1. The invention is a lateral support leg mechanism (100) integrated into smart walkers (200), which are robotic products designed for individuals requiring physical support for active walking, characterized by:

- Lateral support leg group (120) connected to the feet at the four corners of the smart walker (200), which automatically opens when the possibility of tipping to the side is detected by a force/torque sensor (110), a laser range finder sensor and an IMU (Inertial Measurement Unit) to prevent the person from tipping/falling sideways during movement;

- Force/torque sensor (110) positioned at the top of the smart walker (200) and between the handlebar (130), which is the user's only direct connection to the walker, and the main chassis in order to instantaneously monitor the change in the load distribution of the user in any axis, together with instantaneous force and torque measurement in six axes, and to send a fall signal to trigger the lateral support leg group (120) when there is a load above a certain threshold value;

- Laser range finder sensor that performs regular gait tracking at the user's ankle distance to send stability signals to the lateral support leg group (120) in cases where, within the scope of the individual's current walking algorithm, the distance between steps is less or more than the normal step length, or one foot crosses in front of the other.

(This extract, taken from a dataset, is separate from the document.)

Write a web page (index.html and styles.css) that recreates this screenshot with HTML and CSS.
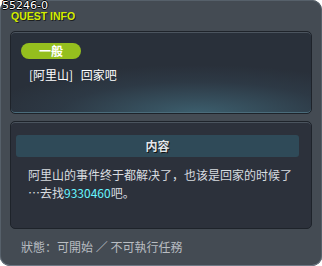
FILE: index.html
```html
<!DOCTYPE html>
<html lang="zh-CN">
  <head>
    <meta charset="UTF-8" />
    <title>Quest Info</title>
    <link rel="stylesheet" href="styles.css">
  </head>
  <body>
    <div class="window">
      <div class="quest-id">55246-0</div>
      <div class="window-title">QUEST INFO</div>

      <div class="panel summary">
        <div class="badge">一般</div>
        <div class="quest-name">[阿里山] 回家吧</div>
      </div>

      <div class="panel content">
        <div class="content-head">内容</div>
        <p class="content-text">
          阿里山的事件终于都解决了，也该是回家的时候了<br>⋯去找<span class="npc">9330460</span>吧。
        </p>
      </div>

      <div class="status">狀態：可開始 ／ 不可執行任務</div>
    </div>
  </body>
</html>
```

FILE: styles.css
```css
body {
  margin: 0;
  background: #ffffff;
  font-family: "Noto Sans CJK SC", "Liberation Sans", sans-serif;
}

.window {
  position: relative;
  width: 322px;
  height: 266px;
  box-sizing: border-box;
  padding: 31px 10px 0 10px;
  background: #444b53;
  border-radius: 10px;
  box-shadow: inset 0 -1px 0 #6d7884, inset 0 0 0 1px #56606a;
}

.quest-id {
  position: absolute;
  left: 2px;
  top: 1px;
  font-family: "DejaVu Sans", sans-serif;
  font-size: 11px;
  line-height: 9px;
  color: #ffffff;
  text-shadow: 1px 0 0 #000, -1px 0 0 #000, 0 1px 0 #000, 0 -1px 0 #000;
}

.window-title {
  position: absolute;
  left: 11px;
  top: 12px;
  font-family: "Liberation Sans", sans-serif;
  font-size: 10.5px;
  font-weight: bold;
  line-height: 9px;
  color: #d4ee00;
  text-shadow: 1px 1px 0 #1d2024;
}

.panel {
  box-sizing: border-box;
  border: 1px solid #1e232a;
  border-radius: 5px;
  box-shadow: inset 0 1px 0 #4b545e;
}

.summary {
  height: 83px;
  padding: 11px 0 0 10px;
  background: radial-gradient(ellipse 210px 48px at 62% 100%, #3c5e6d 0%, #2d3945 65%, #29303a 100%);
  box-shadow: inset 0 1px 0 #4b545e, inset 0 -1px 0 #4b6c7b;
}

.badge {
  width: 60px;
  height: 16px;
  line-height: 16px;
  text-align: center;
  background: #95bf1e;
  border-radius: 8px;
  color: #ffffff;
  font-size: 12px;
  font-weight: bold;
}

.quest-name {
  margin: 7px 0 0 8px;
  color: #ffffff;
  font-size: 12px;
  word-spacing: 5px;
}

.content {
  height: 108px;
  margin-top: 7px;
  padding: 13px 12px 0 5px;
  background: #2c313b;
}

.content-head {
  height: 22px;
  line-height: 22px;
  text-align: center;
  background: #2f4a58;
  border-radius: 3px;
  color: #e2e6ea;
  font-size: 12px;
  font-weight: bold;
  text-shadow: 1px 1px 0 #111;
}

.content-text {
  margin: 9px 0 0 12px;
  color: #d9dde0;
  font-size: 12px;
  line-height: 18px;
  white-space: nowrap;
}

.npc {
  color: #66f4ff;
}

.status {
  margin: 9px 0 0 11px;
  color: #b9bdc2;
  font-size: 12px;
}
```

- IMU (Inertial Measurement Unit) that monitors the acceleration and angular velocity of the smart walker (200) to trigger the lateral support leg group (125) when set thresholds are exceeded;

- Actuator (122) located at the end of the pin-socket support part (123), which, after detecting lateral tipping motion, is activated to sequentially trigger the pin-socketed support part (123), the static support leg intermediate connection part (124), and finally the static support leg (125), causing the rear foot pad (127) and front foot pad (128) to contact the ground and prevent the smart walker (200) from tipping over.

2. Lateral support leg mechanism (100) in compliance with Claim 1 , characterized by comprising static support legs (125) positioned at the four corners of the smart walker (200), which operate automatically, either simultaneously or independently, in addition to the stopping and braking system, to prevent tipping on positive and negative slopes and varying road conditions.

3. Lateral support leg mechanism (100) in compliance with Claim 1 , characterized by comprising front foot pads (128) positioned at the lower ends of the front static support legs (125) connected to the front two legs of the smart walker (200), to prevent the static support legs (125) from slipping on the ground when deployed.

4. Lateral support leg mechanism (100) in compliance with Claim 1 , characterized by comprising rear foot pads (127) positioned at the lower ends of the rear static support legs (125) connected to the rear two legs of the smart walker (200), to prevent the static support legs (125) from slipping on the ground when deployed.

5. Lateral support leg mechanism (100) in compliance with Claim 1 , characterized by comprising a static support leg intermediate connection part (124) movably connected to the upper part of the static support leg (125) via a hinged connection.

6. Lateral support leg mechanism (100) in compliance with Claim 1 , characterized by comprising a connection pin (126) that links the static support leg intermediate connection part (124) to the pin-socketed support part (123).

7. Lateral support leg mechanism (100) in compliance with Claim 1 , characterized by comprising a pin-socketed support part (123) movably connected to the static support leg intermediate connection part (124).

8. Lateral support leg mechanism (100) in compliance with Claim 1 , characterized by comprising a connection plate (121 ) that links the actuator (122), the pin-socketed support part (123), and the static support leg (125).